* WHAT TO WORK ON: Retype the data exactly, from its first line to the line containing "Petits éléments graphiques", including both, and skip any picture.
########################################
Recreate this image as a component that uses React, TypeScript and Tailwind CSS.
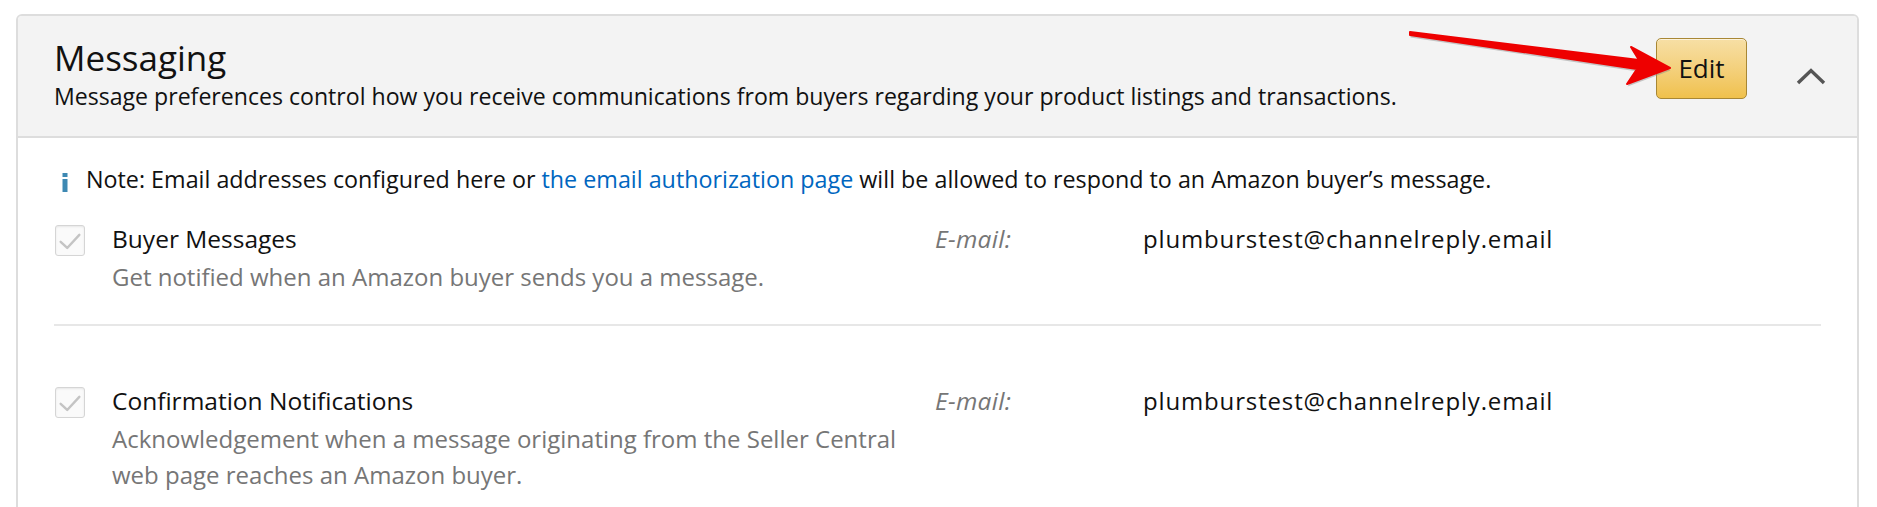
import React from 'react';

// Carte "Messaging" des préférences de notification (Seller Central)

const font = { fontFamily: '"Open Sans", "Liberation Sans", Arial, sans-serif' };

// ─── Petits éléments graphiques ───────────────────────────────────────────────

const CheckBox = () => (
    <div className="w-[30px] h-[31px] shrink-0 rounded-[3px] border border-[#d5d5d5] bg-[#fafafa] shadow-[inset_0_1px_2px_rgba(0,0,0,0.08)] flex items-center justify-center">
        <svg width="30" height="31" viewBox="0 0 30 31">
            <polyline points="5,17 12,23.5 25,9.5" fill="none" stroke="#c4c4c4" strokeWidth="2.6" strokeLinecap="round" strokeLinejoin="round" />
        </svg>
    </div>
);

const InfoIcon = () => (
    <svg width="6" height="19" viewBox="0 0 6 19" className="shrink-0">
        <rect x="0.5" y="0" width="5" height="4" fill="#3e89b3" />
        <rect x="0.5" y="6" width="5" height="13" fill="#3e89b3" />
    </svg>
);

const ChevronUp = () => (
    <svg width="30" height="17" viewBox="0 0 30 17">
        <polyline points="2,15 15,2.5 28,15" fill="none" stroke="#555555" strokeWidth="3.4" />
    </svg>
);

// Flèche rouge d'annotation posée sur la capture
const RedArrow = () => (
    <svg className="absolute left-0 top-0 pointer-events-none" width="1877" height="120" viewBox="0 0 1877 120">
        <polygon points="1410,33 1639,61 1631,48 1670,69 1627,85 1637,70 1410,36" fill="#8a8a8a" opacity="0.45" transform="translate(0.5,1.5)" />
        <polygon points="1410,32 1639,60 1631,47 1670,68 1627,84 1637,69 1410,35" fill="#ee0000" stroke="#ee0000" strokeWidth="2" strokeLinejoin="round" />
    </svg>
);

// ─── Ligne de préférence ──────────────────────────────────────────────────────

const PrefRow = ({ title, desc }: { title: string; desc: string }) => (
    <div className="grid grid-cols-[881px_208px_1fr] items-start">
        <div className="flex items-start">
            <div className="ml-[1px] mt-[3px]">
                <CheckBox />
            </div>
            <div className="ml-[27px] w-[810px]">
                <div className="text-[24.5px] leading-[33px] text-[#111111]">{title}</div>
                <div className="mt-[4px] text-[24px] leading-[36px] text-[#767676]">{desc}</div>
            </div>
        </div>
        <div className="text-[24.5px] leading-[33px] italic tracking-[0.3px] text-[#767676]">E-mail:</div>
        <div className="text-[24px] leading-[33px] tracking-[0.85px] text-[#111111]">plumburstest@channelreply.email</div>
    </div>
);

export default function App() {
    return (
        <div className="relative w-[1877px] h-[507px] overflow-hidden bg-white" style={font}>
            <div className="ml-[16px] mr-[18px] mt-[14px] border-2 border-[#dddddd] rounded-t-[6px]">
                {/* En-tête gris */}
                <div className="flex items-start bg-[#f3f3f3] border-b-2 border-[#dddddd] rounded-t-[4px] pl-[36px] pr-[31px] pt-[22px] pb-[25px]">
                    <div className="flex-1">
                        <div className="text-[35px] leading-[40px] text-[#111111]">Messaging</div>
                        <div className="mt-[3px] text-[23.1px] leading-[30px] text-[#111111]">
                            Message preferences control how you receive communications from buyers regarding your product listings and transactions.
                        </div>
                    </div>
                    <button className="w-[91px] h-[61px] rounded-[5px] border border-[#a88734] bg-gradient-to-b from-[#f7dfa5] to-[#f0c14b] text-[26px] text-[#111111] flex items-center justify-center shadow-[inset_0_1px_0_rgba(255,255,255,0.6)]">
                        Edit
                    </button>
                    <div className="ml-[49px] mt-[30px]">
                        <ChevronUp />
                    </div>
                </div>

                {/* Contenu */}
                <div className="bg-white px-[36px] pt-[26px] pb-[40px]">
                    <div className="flex items-start h-[30px]">
                        <div className="ml-[8px] mt-[9px]">
                            <InfoIcon />
                        </div>
                        <div className="ml-[18px] text-[23.3px] leading-[30px] text-[#111111]">
                            Note: Email addresses configured here or{' '}
                            <span className="text-[#0066c0]">the email authorization page</span>{' '}
                            will be allowed to respond to an Amazon buyer’s message.
                        </div>
                    </div>

                    <div className="mt-[28px]">
                        <PrefRow title="Buyer Messages" desc="Get notified when an Amazon buyer sends you a message." />
                    </div>

                    <div className="mt-[29px] h-[2px] bg-[#e7e7e7]" />

                    <div className="mt-[58px]">
                        <PrefRow
                            title="Confirmation Notifications"
                            desc="Acknowledgement when a message originating from the Seller Central web page reaches an Amazon buyer."
                        />
                    </div>
                </div>
            </div>
            <RedArrow />
        </div>
    );
}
########################################
* REPLY TO THE TASK:
Recreate this image as a component that uses React, TypeScript and Tailwind CSS.
import React from 'react';

// Carte "Messaging" des préférences de notification (Seller Central)

const font = { fontFamily: '"Open Sans", "Liberation Sans", Arial, sans-serif' };

// ─── Petits éléments graphiques ───────────────────────────────────────────────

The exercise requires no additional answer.